3. Inform, consult and train all stakeholders.

The limited knowledge of Indigenous peoples and local communities with respect to law and enforcement mechanisms is often cited as a barrier to good forest governance in Congo. It is also an enabling factor for elites to capture most community-based development initiatives. Strong rules for consulting each stakeholder, especially vulnerable groups, should be put in place and enforced to ensure Indigenous peoples and local communities are in control of all processes. The Ministry of Forest Economy should facilitate access to training opportunities based on an approved capacity development plan. Crucially, areas of capacity development should include strategies and techniques that stakeholders can use to create and manage economically viable community forests and be resilient to external pressures. All these capacity development efforts should run in parallel to an intensive communication campaign to reach out local authorities, CSOs, business and other relevant stakeholders.

4. Map customary lands that are eligible for community forestry.
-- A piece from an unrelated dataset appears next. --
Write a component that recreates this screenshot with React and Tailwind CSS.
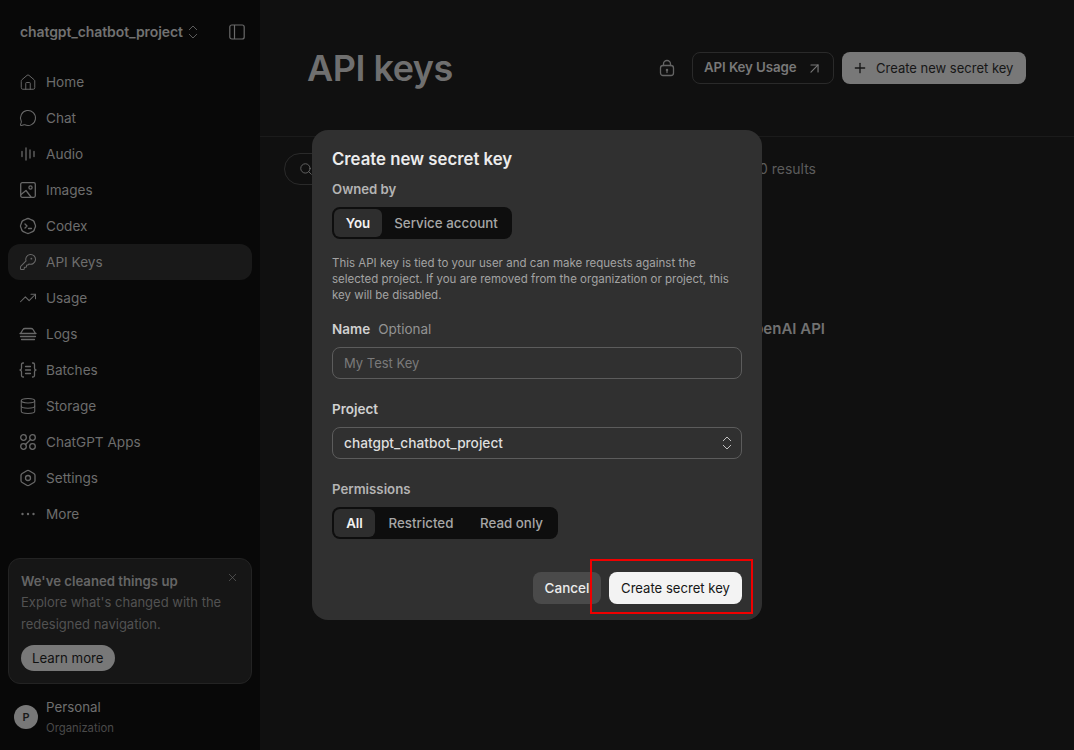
import { ArrowUpRight, ChevronsUpDown, Database, House, KeyRound, MessageCircle, Plus, Search, TrendingUp, X } from 'lucide-react';

const font = { fontFamily: 'Inter, "Liberation Sans", sans-serif' };

const Svg = ({ children }) => (
  <svg width="18" height="18" viewBox="0 0 18 18" fill="none" stroke="currentColor" strokeWidth="1.3" strokeLinecap="round" strokeLinejoin="round">
    {children}
  </svg>
);

const AudioIcon = () => (
  <Svg>
    <path d="M3 6.500v5M7 3v12M11 5v8M15 6.500v5" />
  </Svg>
);

const ImagesIcon = () => (
  <Svg>
    <rect x="1.700" y="1.700" width="14.600" height="14.600" rx="1.500" />
    <circle cx="11.500" cy="6.500" r="1.600" />
    <path d="M2 13.500 7 9.500l5 6.500" />
  </Svg>
);

const CodexIcon = () => (
  <Svg>
    <path d="M9 1.500c1.500 0 2.300 1 3.500 1.300 1.700.4 2.800 1.400 3 3 .2 1.200 1 2 1 3.200s-.8 2-1 3.200c-.2 1.600-1.300 2.600-3 3-1.200.3-2 1.300-3.500 1.300s-2.300-1-3.500-1.300c-1.700-.4-2.800-1.400-3-3C2.300 11 1.500 10.200 1.500 9s.8-2 1-3.200c.2-1.600 1.300-2.600 3-3C6.700 2.500 7.500 1.500 9 1.500Z" />
    <path d="m6 7 2 2-2 2M9.500 11.500h3" />
  </Svg>
);

const LogsIcon = () => (
  <Svg>
    <path d="M1.500 8.500 4 4.500C4.500 3.700 5 3.500 6 3.500h6c1 0 1.500.2 2 1l2.500 4M1 8.500h16M1.500 11.500h15M2.500 14.500h13" />
  </Svg>
);

const BatchesIcon = () => (
  <Svg>
    <path d="M4.500 2H4C3 2 2.500 2.700 2.500 3.500v3.500c0 1-.7 2-1.500 2 .8 0 1.500 1 1.500 2v3.500c0 .8.500 1.500 1.500 1.500h.5M13.500 2h.5c1 0 1.500.7 1.500 1.500v3.500c0 1 .7 2 1.500 2-.8 0-1.500 1-1.500 2v3.500c0 .8-.5 1.500-1.500 1.500h-.5M6.500 5.500h5M6.500 9h5M6.500 12.500h5" />
  </Svg>
);

const AppsIcon = () => (
  <Svg>
    <circle cx="4.500" cy="4.500" r="2.800" />
    <circle cx="13.500" cy="4.500" r="2.800" />
    <circle cx="4.500" cy="13.500" r="2.800" />
    <circle cx="13.500" cy="13.500" r="2.800" />
    <path d="m11.500 6.500-5 5" />
  </Svg>
);

const SettingsIcon = () => (
  <Svg>
    <path d="M7.800 1.800a2.400 2.400 0 0 1 2.400 0l4.600 2.700a2.400 2.400 0 0 1 1.200 2.100v4.800a2.400 2.400 0 0 1-1.200 2.100l-4.600 2.700a2.400 2.400 0 0 1-2.400 0l-4.600-2.700a2.400 2.400 0 0 1-1.200-2.100V6.600a2.400 2.400 0 0 1 1.200-2.100Z" />
    <circle cx="9" cy="9" r="2.500" />
  </Svg>
);

const MoreIcon = () => (
  <svg width="18" height="18" viewBox="0 0 18 18" fill="currentColor">
    <circle cx="3.500" cy="9" r="1.200" />
    <circle cx="9" cy="9" r="1.200" />
    <circle cx="14.500" cy="9" r="1.200" />
  </svg>
);

const LockIcon = () => (
  <svg width="16" height="18" viewBox="0 0 16 18" fill="none" stroke="currentColor" strokeWidth="1.3" strokeLinecap="round">
    <rect x="1.500" y="6.500" width="13" height="10" rx="2.500" />
    <path d="M4.500 6.500V5a3.500 3.500 0 0 1 7 0v1.500M8 11v2.500" />
    <circle cx="8" cy="11" r=".6" fill="currentColor" />
  </svg>
);

const navItems = [
  { label: 'Home', icon: <House size={21} strokeWidth={1.3} /> },
  { label: 'Chat', icon: <MessageCircle size={20} strokeWidth={1.4} /> },
  { label: 'Audio', icon: <AudioIcon /> },
  { label: 'Images', icon: <ImagesIcon /> },
  { label: 'Codex', icon: <CodexIcon /> },
  { label: 'API Keys', icon: <KeyRound size={20} strokeWidth={1.4} />, active: true },
  { label: 'Usage', icon: <TrendingUp size={20} strokeWidth={1.4} /> },
  { label: 'Logs', icon: <LogsIcon /> },
  { label: 'Batches', icon: <BatchesIcon /> },
  { label: 'Storage', icon: <Database size={20} strokeWidth={1.4} /> },
  { label: 'ChatGPT Apps', icon: <AppsIcon /> },
  { label: 'Settings', icon: <SettingsIcon /> },
  { label: 'More', icon: <MoreIcon /> },
];

function Sidebar() {
  return (
    <aside className="w-[260px] shrink-0 h-full bg-[#080808] flex flex-col px-2">
      <div className="h-16 flex items-center pl-3 pr-[7px] shrink-0">
        <span className="text-[14px] pb-[1px] font-semibold text-[#717171] tracking-[-0.1px]">chatgpt_chatbot_project</span>
        <ChevronsUpDown size={18} strokeWidth={1.3} className="text-[#5e5e5e] ml-[1px]" />
        <svg className="ml-auto text-[#6a6a6a]" width="16" height="16" viewBox="0 0 16 16" fill="none" stroke="currentColor" strokeWidth="1.2">
          <rect x=".8" y="1" width="14.400" height="14" rx="2" />
          <path d="M5.500 1v14" />
        </svg>
      </div>
      <nav className="flex flex-col">
        {navItems.map((item) => (
          <div key={item.label} className={`h-9 flex items-center pl-[11px] gap-[9px] rounded-xl text-[13.600px] text-[#6d6d6d] ${item.active ? 'bg-[#191919]' : ''}`}>
            <span className="w-[18px] h-[18px] flex items-center justify-center text-[#686868]">{item.icon}</span>
            <span>{item.label}</span>
          </div>
        ))}
      </nav>
      <div className="mt-auto relative h-[126px] shrink-0 rounded-xl border border-[#232323] bg-[#161616] pt-[12px] pl-3 pr-3">
        <X size={13} strokeWidth={1.2} className="absolute top-[12px] right-[12px] text-[#666666]" />
        <div className="text-[13.200px] leading-[20px] font-semibold text-[#656565]">We've cleaned things up</div>
        <div className="text-[13px] leading-[22px] text-[#525252]">Explore what's changed with the redesigned navigation.</div>
        <div className="mt-[10px] inline-flex h-[26px] pt-[1px] px-[11px] items-center rounded-full bg-[#787878] text-[13.250px] text-[#111111]">Learn more</div>
      </div>
      <div className="h-[66px] shrink-0 pl-[6px] pt-[11px] flex gap-2">
        <div className="w-6 h-6 mt-[10px] rounded-full bg-[#787878] flex items-center justify-center text-[11px] font-semibold text-[#1a1a1a]">P</div>
        <div>
          <div className="text-[13.300px] leading-[24px] text-[#6f6f6f]">Personal</div>
          <div className="text-[11.300px] leading-[16px] text-[#4a4a4a] mt-[1px]">Organization</div>
        </div>
      </div>
    </aside>
  );
}

function MainContent() {
  return (
    <main className="flex-1 h-full bg-[#101010]">
      <header className="h-[137px] border-b border-[#1b1b1b] pl-[47px] pr-12 flex items-start">
        <h1 className="text-[36px] leading-[44px] mt-[46px] font-semibold text-[#6f6f6f] tracking-[-0.5px]">API keys</h1>
        <div className="ml-auto mt-[52px] flex items-center">
          <span className="text-[#646464] flex mr-[17px]"><LockIcon /></span>
          <div className="h-8 w-[142px] flex items-center justify-between pl-[11px] pr-[10px] rounded-lg border border-[#2a2a2a] text-[13.300px] font-semibold text-[#787878] tracking-[-0.1px]">
            <span className="pb-[1px]">API Key Usage</span>
            <ArrowUpRight size={17} strokeWidth={1.6} />
          </div>
          <div className="ml-2 h-8 w-[184px] flex items-center pl-[10px] rounded-lg bg-[#787878] text-[13px] text-[#161616]">
            <Plus size={16} strokeWidth={2} className="mr-2" />
            <span className="pt-[1px]">Create new secret key</span>
          </div>
        </div>
      </header>
      <div className="h-[64px] flex items-center pl-6 pr-[258px] justify-between">
        <div className="w-[120px] h-8 rounded-full border border-[#2a2a2a] flex items-center pl-[14px] text-[#6a6a6a]">
          <Search size={14} strokeWidth={1.5} />
        </div>
        <span className="text-[14px] pb-[2px] text-[#5c5c5c]">0 results</span>
      </div>
      <div className="mt-[113px] pr-[249px] text-right text-[15px] leading-[30px] font-semibold text-[#717171]">Get started with the OpenAI API</div>
    </main>
  );
}

function Segments({ options, widths }) {
  return (
    <div className="inline-flex h-8 p-[2px] rounded-lg bg-[#0e0e0e]">
      {options.map((opt, i) => (
        <div key={opt} className={`h-7 pt-[1px] flex items-center justify-center rounded-md text-[13.350px] ${i === 0 ? 'bg-[#2e2e2e] text-[#f2f2f2] font-semibold' : 'font-medium text-[#a6a6a6]'}`} style={{ width: widths[i] }}>
          {opt}
        </div>
      ))}
    </div>
  );
}

function Modal() {
  return (
    <div className="absolute left-[312px] top-[130px] w-[450px] h-[490px] rounded-2xl bg-[#303030] px-5 pt-[17px]">
      <h2 className="text-[16.750px] leading-[24px] font-semibold text-[#ececec]">Create new secret key</h2>
      <div className="mt-2 text-[13.200px] leading-[20px] font-semibold text-[#b4b4b4]">Owned by</div>
      <div className="mt-2 flex">
        <Segments options={['You', 'Service account']} widths={[48, 128]} />
      </div>
      <p className="mt-[16px] text-[11.500px] leading-[16px] text-[#a3a3a3]">
        This API key is tied to your user and can make requests against the selected project. If you are removed from the organization or project, this key will be disabled.
      </p>
      <div className="mt-[16px] text-[13.500px] leading-[20px]">
        <span className="font-semibold text-[#d0d0d0]">Name</span>
        <span className="ml-2 text-[#939393]">Optional</span>
      </div>
      <div className="mt-2 h-8 pt-[1px] rounded-lg border border-[#5c5c5c] flex items-center pl-[11px] text-[13px] text-[#7a7a7a]">My Test Key</div>
      <div className="mt-[20px] text-[13.500px] leading-[20px] font-semibold text-[#d0d0d0]">Project</div>
      <div className="mt-2 h-8 rounded-lg border border-[#5c5c5c] flex items-center justify-between pl-[11px] pr-[5px] text-[13.700px] font-medium text-[#dedede]">
        chatgpt_chatbot_project
        <ChevronsUpDown size={18} strokeWidth={1.3} className="text-[#c4c4c4]" />
      </div>
      <div className="mt-[20px] text-[13.250px] leading-[20px] font-semibold text-[#b4b4b4]">Permissions</div>
      <div className="mt-2 flex">
        <Segments options={['All', 'Restricted', 'Read only']} widths={[41, 92, 89]} />
      </div>
      <div className="absolute right-5 bottom-4 flex gap-2">
        <div className="h-8 w-[68px] flex items-center justify-center rounded-lg bg-[#4a4a4a] text-[13.500px] font-medium text-[#ececec]">Cancel</div>
        <div className="h-8 w-[133px] pt-[1px] flex items-center justify-center rounded-lg bg-[#f3f3f3] text-[13.100px] text-[#161616]">Create secret key</div>
      </div>
    </div>
  );
}

export default function App() {
  return (
    <div className="relative flex h-[750px] w-[1074px] overflow-hidden" style={font}>
      <Sidebar />
      <MainContent />
      <Modal />
      {/* annotation box drawn on the screenshot */}
      <div className="absolute left-[590px] top-[559px] w-[163px] h-[55px] border-2 border-[#f00000]" />
    </div>
  );
}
To complement the assessment of Indigenous peoples and local communities’ ownership and control over customary lands, the government and its development partners should create systems and support for communities to map their customary land, and enter these maps into governmental repositories. Several approaches for mapping Indigenous peoples and local community land and customary rights currently exist in Congo — such as those proposed by various civil society organizations, companies and the ministry of land affairs. It is important to identify a method to map the collectively held Indigenous peoples and local community land (as opposed to the individual or family land within the Indigenous peoples and local community boundaries which can be mapped at a later time.) After piloting this method, the second step would consist of mapping a selected number of community forests. The long-term step involves supporting the mapping of all lands claimed by Indigenous peoples and local communities and associated rights. The mapping of such lands goes beyond the mandate of the Ministry of Forest Economy so ministries in charge of land affairs, decentralization, land-use planning and agriculture would also need to engage in this effort.

The residents of Mapati, Republic of Congo display the participatory map they produced with WRI and CDHD.
The residents of Mapati, Republic of Congo display the participatory map produced with WRI and local NGO CDHD illustrating the lands and waters they use for survival in order to fight to continue to use their customary lands. Photo by Molly Bergen/WCS, WWF, WRI

5. Conduct a phase of experimentation of community forestry.

Between 2016 and 2019, more than 15 international and national CSOs joined forces with other stakeholders to pilot various models of community forestry across the Congo basin. A key lesson learned from this initiative was that there is no one-size-fits-all solution to make it successful. To identify the right model(s) for Congo, the Ministry of Forest Economy and other key stakeholders should agree on a period of experimentation during which they will develop a community forestry strategy with a clear vision and action plan, design guidelines and procedures for creating and managing community forests, pilot projects in different landscapes and cultural settings, and come up with a process for capitalizing all lessons learned in all relevant legal reforms — including beyond the forest sector.

Moving Forward

Community forestry can give Indigenous peoples and local communities a central role in climate, development and governance initiatives. The 2020 forest law now needs to be operationalized.. Implementing the five key actions described above will require political will at all levels, from the Ministry of Forest Economy to local authorities. It will also depend on coordination between all key sectors including agencies in charge of forest, land affairs, land-use planning, decentralization, entrepreneurship, finance and agriculture, and investment from donors and business to ensure the feasibility of this ambitious strategy. And most importantly of all it necessitates the inclusion of Indigenous peoples and local communities at all stages, right from the outset of the process.